SOMETHING’S not right.
I already had my suspicions but chose to ignore them.
Now I fear that is no longer possible; recent events have convinced me so.
Time to face the fact: incidents of going into another room and not remembering why you did so are commonplace in one’s more senior years.
At first, they are mostly dismissed with a chuckle. Silly old me, next I’ll be forgetting my own name. Tut, tut. Not something to be taken seriously; more to have a laugh about with one’s contemporaries.
As with opening the fridge door and staring blankly at the contents, wondering what you are looking for. Ah, yes; the washing up liquid. Must be somewhere else.
All part of the puzzling fabric of daily life but noticeably becoming more frequent as the years tick by.
Watching television is less and less a simple matter of following a six-part crime drama from week to week and smoothly transiting from one episode to another. Time was when we picked up the threads, knew all the characters, remembered the plot’s earlier twists and turns.
Now each episode comes as a new beginning, with a fresh cast of names to grab on to; trying to recall where one’s seen them before. Frustrating pinpricks of memory from only seven days ago. What not all that far back would have been a thriller in six seamless parts has become half a dozen separate tales that make only partial sense. We are left to wonder how it all began, guessing at reasons behind sudden actions and baffling dialogue.

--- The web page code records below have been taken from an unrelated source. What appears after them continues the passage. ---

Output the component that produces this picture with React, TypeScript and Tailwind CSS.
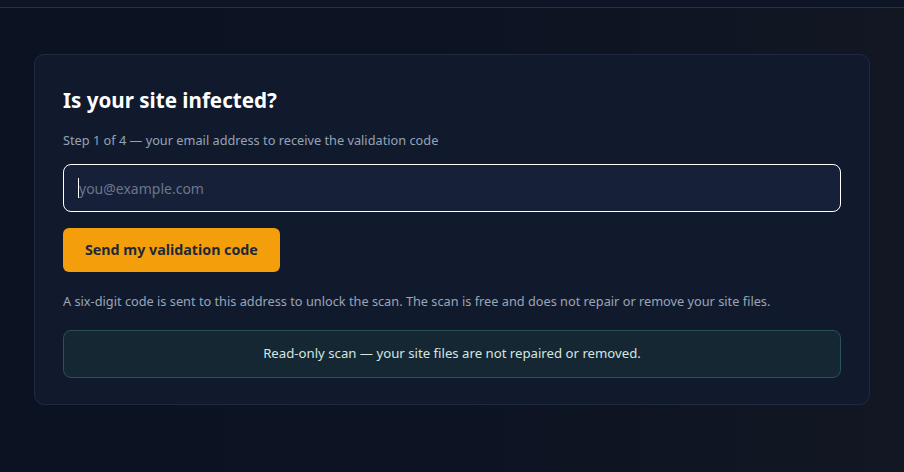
import React from 'react';

const font = { fontFamily: '"Noto Sans", "Open Sans", Arial, sans-serif' };

export default function App() {
  return (
    <div
      className="min-h-[472px] w-full bg-gradient-to-r from-[#0b1221] via-[#0c1322] to-[#121722] text-slate-200"
      style={font}
    >
      <div className="h-[8px] border-b border-[#27324a] bg-[#0d1526]" />

      <div className="px-[34px] pt-[46px]">
        <div className="rounded-[10px] border border-[#1f2a40] bg-[#111a2d] px-[28px] pt-[30px] pb-[26px]">
          <h1 className="text-[20.6px] font-bold leading-[30px] text-white">Is your site infected?</h1>
          <p className="mt-[16px] text-[12.75px] leading-[18px] text-[#94a3b8]">
            Step 1 of 4 — your email address to receive the validation code
          </p>

          <div className="mt-[15px] flex h-[48px] items-center rounded-[8px] border border-white bg-[#172039] px-[14px]">
            <span className="h-[20px] w-px bg-white" />
            <span className="text-[14px] text-[#6b7689]">you@example.com</span>
          </div>

          <button className="mt-[16px] h-[44px] rounded-[6px] bg-[#f59e0b] px-[22px] text-[14.25px] font-bold text-[#1f2937]">
            Send my validation code
          </button>

          <p className="mt-[20px] text-[12.75px] leading-[18px] text-[#9aa5b8]">
            A six-digit code is sent to this address to unlock the scan. The scan is free and does not repair or remove
            your site files.
          </p>

          <div className="mt-[20px] flex h-[48px] items-center justify-center rounded-[8px] border border-[#2a5257] bg-[#152733] text-[13.2px] text-[#d3e6e0]">
            Read-only scan — your site files are not repaired or removed.
          </div>
        </div>
      </div>
    </div>
  );
}
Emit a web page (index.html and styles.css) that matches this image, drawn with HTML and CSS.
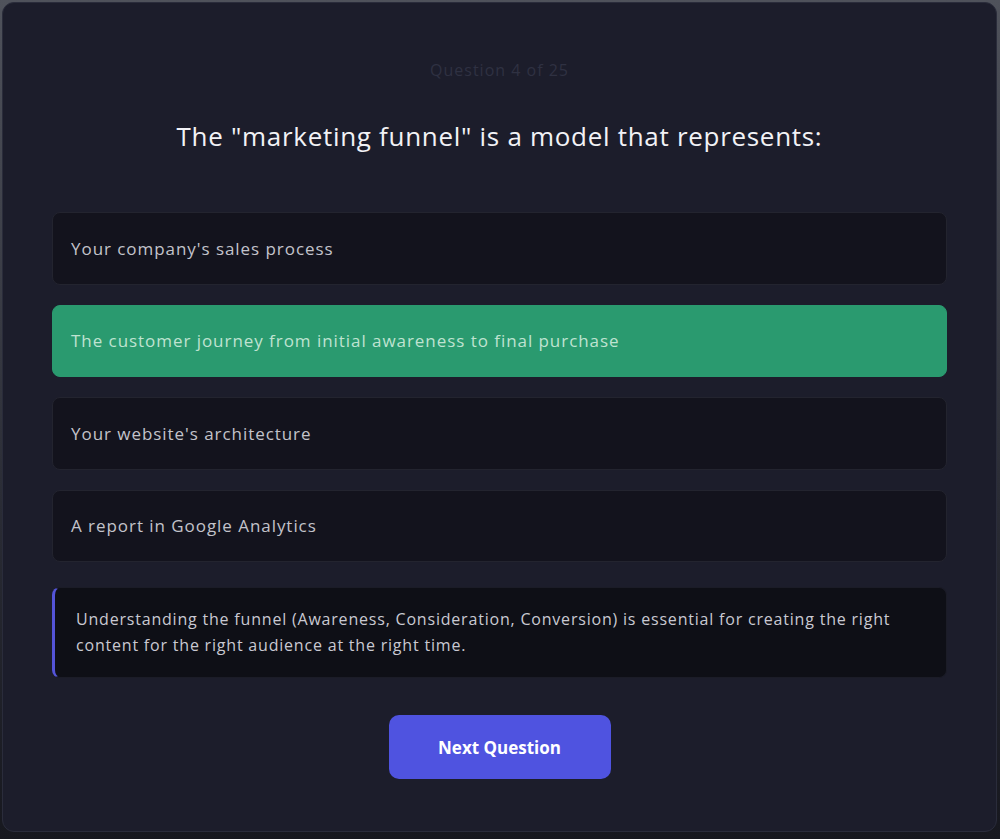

Annoyance is regularly caused by fumbling for names behind familiar faces, even family members and close friends known for years.
Equally irritating is the continual searching for words that until now have always arrived on demand. A wide range of them, presenting themselves spontaneously, correctly and in orderly sequence, like elite soldiers on parade.
They have been my love and my livelihood since first used to win writing contests in the local paper and ensure I breezed through English essay tests at junior and senior school.
But syllable by syllable they are steadily deserting me. Which, for a daily cruciverbalist, is somewhat hard to take. **pressing, if truth be told, though uttering the d-word in its entirety is to admit defeat. So let’s simply say saddening.
This past weekend, however, brought a ringing of the alarm too insistent to be ignored. After pushing the body through a challenging run (well, challenging for old bones) much-needed rest and relaxation came via plunging into a good book. A really good book. Written by a master of the genre and of the writing craft: John Le Carre’s Agent Running in the Field.
A book of superlative skills in so many aspects: dialogue sparkling with wit and cynicism, minutely precise descriptions of places and people, and plotting more intricate than the finest lacework. All enfolded within a manuscript of flawless prose. But I digress …
There came a point well into my reading when somewhere far in the background I heard the faint peal of the bells of memory. Somewhere around the two hundredth page mark.
Just a tinkling. Set off by a segment played out in the Czech mountain spa resort of Karlovy Vary. Vaguely familiar. Then dismissed as this was remembered territory for other reasons. I, too, had once taken much the same steps as being taken by the spymaster hero of the tale.
Back in pre-Berlin Wall days. Checkpoint Charlie. A far more divided Europe than today. A nighttime walk down looming forested roads.
A clearing shake of the head. Ridding the brain of these unwanted intrusions. Back to Le Carre and his enthralling story.
A few sentences on, the bells rang again. Insistent. Telling me I had already crossed paths with one of the characters. A film, a play, some TV drama?
She aroused a nagging thought that urged me to check my bookshelves.
There it was two shelves down and three books in from the left, already purchased: Agent Running in the Field by John Le Carre. Read about 18 months ago, soon after publication. A book that had recently provided several nights of enthralling bedtime reading with not a word of our earlier acquaintance being recalled.
Worrying. Even more so when I checked the pile of recent reads and realised not a single plot could be quickly recalled. Obliterated, every single one.
Not a good situation for one who enjoys not only reading but also writing reviews of the books that please.
But there is solace to be found. Even if I buy a “new” book I later find is already on my shelves I can now be sure it will come across as fresh as when I first turned its pages.